— WHAT THIS TASK INVOLVES —
No images are to be carried over; print all other material exactly as it stands.

-------- GIVEN MATERIAL --------

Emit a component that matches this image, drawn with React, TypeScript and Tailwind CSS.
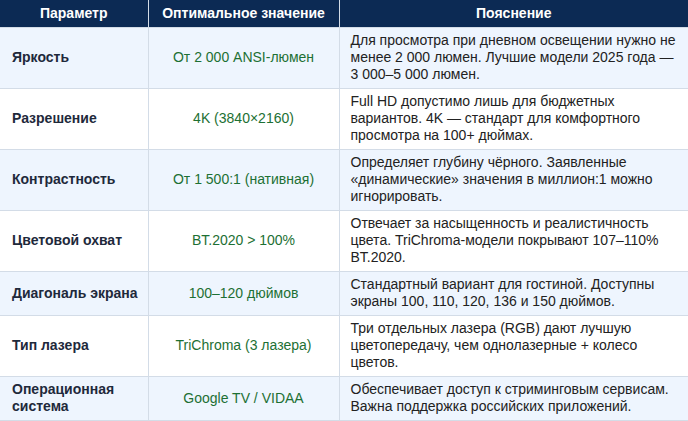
const rows = [
  {
    param: "Яркость",
    value: "От 2 000 ANSI-люмен",
    note: "Для просмотра при дневном освещении нужно не менее 2 000 люмен. Лучшие модели 2025 года — 3 000–5 000 люмен.",
  },
  {
    param: "Разрешение",
    value: "4K (3840×2160)",
    note: "Full HD допустимо лишь для бюджетных вариантов. 4K — стандарт для комфортного просмотра на 100+ дюймах.",
  },
  {
    param: "Контрастность",
    value: "От 1 500:1 (нативная)",
    note: "Определяет глубину чёрного. Заявленные «динамические» значения в миллион:1 можно игнорировать.",
  },
  {
    param: "Цветовой охват",
    value: "BT.2020 > 100%",
    note: "Отвечает за насыщенность и реалистичность цвета. TriChroma-модели покрывают 107–110% BT.2020.",
  },
  {
    param: "Диагональ экрана",
    value: "100–120 дюймов",
    note: "Стандартный вариант для гостиной. Доступны экраны 100, 110, 120, 136 и 150 дюймов.",
  },
  {
    param: "Тип лазера",
    value: "TriChroma (3 лазера)",
    note: "Три отдельных лазера (RGB) дают лучшую цветопередачу, чем однолазерные + колесо цветов.",
  },
  {
    param: "Операционная система",
    value: "Google TV / VIDAA",
    note: "Обеспечивает доступ к стриминговым сервисам. Важна поддержка российских приложений.",
  },
]

export default function App() {
  return (
    <div className="w-[688px] bg-white font-['Liberation_Sans',Arial,sans-serif] text-[14px] leading-[17px]">
      <table className="w-full table-fixed border-collapse">
        <colgroup>
          <col className="w-[148px]" />
          <col className="w-[191px]" />
          <col />
        </colgroup>
        <thead>
          <tr className="bg-[#0c2a54] text-white">
            <th className="h-[27px] px-3 text-center font-bold border-r border-[#d3dce7]">Параметр</th>
            <th className="h-[27px] px-3 text-center font-bold border-r border-[#d3dce7]">Оптимальное значение</th>
            <th className="h-[27px] px-3 text-center font-bold">Пояснение</th>
          </tr>
        </thead>
        <tbody>
          {rows.map((r, i) => (
            <tr key={r.param} className={i % 2 === 0 ? "bg-[#eef5fe]" : "bg-white"}>
              <td className="border border-l-0 border-[#d3dce7] pl-3 pr-1 py-[4.5px] font-bold text-[#1e293b]">{r.param}</td>
              <td className="border border-[#d3dce7] px-3 py-[4.5px] text-center text-[#1d7034]">{r.value}</td>
              <td className="border border-r-0 border-[#d3dce7] pl-[11px] pr-2 py-[4.5px] text-[#222]">{r.note}</td>
            </tr>
          ))}
        </tbody>
      </table>
    </div>
  )
}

--------

— COMPLETED TASK —
Emit a component that matches this image, drawn with React, TypeScript and Tailwind CSS.
const rows = [
  {
    param: "Яркость",
    value: "От 2 000 ANSI-люмен",
    note: "Для просмотра при дневном освещении нужно не менее 2 000 люмен. Лучшие модели 2025 года — 3 000–5 000 люмен.",
  },
  {
    param: "Разрешение",
    value: "4K (3840×2160)",
    note: "Full HD допустимо лишь для бюджетных вариантов. 4K — стандарт для комфортного просмотра на 100+ дюймах.",
  },
  {
    param: "Контрастность",
    value: "От 1 500:1 (нативная)",
    note: "Определяет глубину чёрного. Заявленные «динамические» значения в миллион:1 можно игнорировать.",
  },
  {
    param: "Цветовой охват",
    value: "BT.2020 > 100%",
    note: "Отвечает за насыщенность и реалистичность цвета. TriChroma-модели покрывают 107–110% BT.2020.",
  },
  {
    param: "Диагональ экрана",
    value: "100–120 дюймов",
    note: "Стандартный вариант для гостиной. Доступны экраны 100, 110, 120, 136 и 150 дюймов.",
  },
  {
    param: "Тип лазера",
    value: "TriChroma (3 лазера)",
    note: "Три отдельных лазера (RGB) дают лучшую цветопередачу, чем однолазерные + колесо цветов.",
  },
  {
    param: "Операционная система",
    value: "Google TV / VIDAA",
    note: "Обеспечивает доступ к стриминговым сервисам. Важна поддержка российских приложений.",
  },
]

export default function App() {
  return (
    <div className="w-[688px] bg-white font-['Liberation_Sans',Arial,sans-serif] text-[14px] leading-[17px]">
      <table className="w-full table-fixed border-collapse">
        <colgroup>
          <col className="w-[148px]" />
          <col className="w-[191px]" />
          <col />
        </colgroup>
        <thead>
          <tr className="bg-[#0c2a54] text-white">
            <th className="h-[27px] px-3 text-center font-bold border-r border-[#d3dce7]">Параметр</th>
            <th className="h-[27px] px-3 text-center font-bold border-r border-[#d3dce7]">Оптимальное значение</th>
            <th className="h-[27px] px-3 text-center font-bold">Пояснение</th>
          </tr>
        </thead>
        <tbody>
          {rows.map((r, i) => (
            <tr key={r.param} className={i % 2 === 0 ? "bg-[#eef5fe]" : "bg-white"}>
              <td className="border border-l-0 border-[#d3dce7] pl-3 pr-1 py-[4.5px] font-bold text-[#1e293b]">{r.param}</td>
              <td className="border border-[#d3dce7] px-3 py-[4.5px] text-center text-[#1d7034]">{r.value}</td>
              <td className="border border-r-0 border-[#d3dce7] pl-[11px] pr-2 py-[4.5px] text-[#222]">{r.note}</td>
            </tr>
          ))}
        </tbody>
      </table>
    </div>
  )
}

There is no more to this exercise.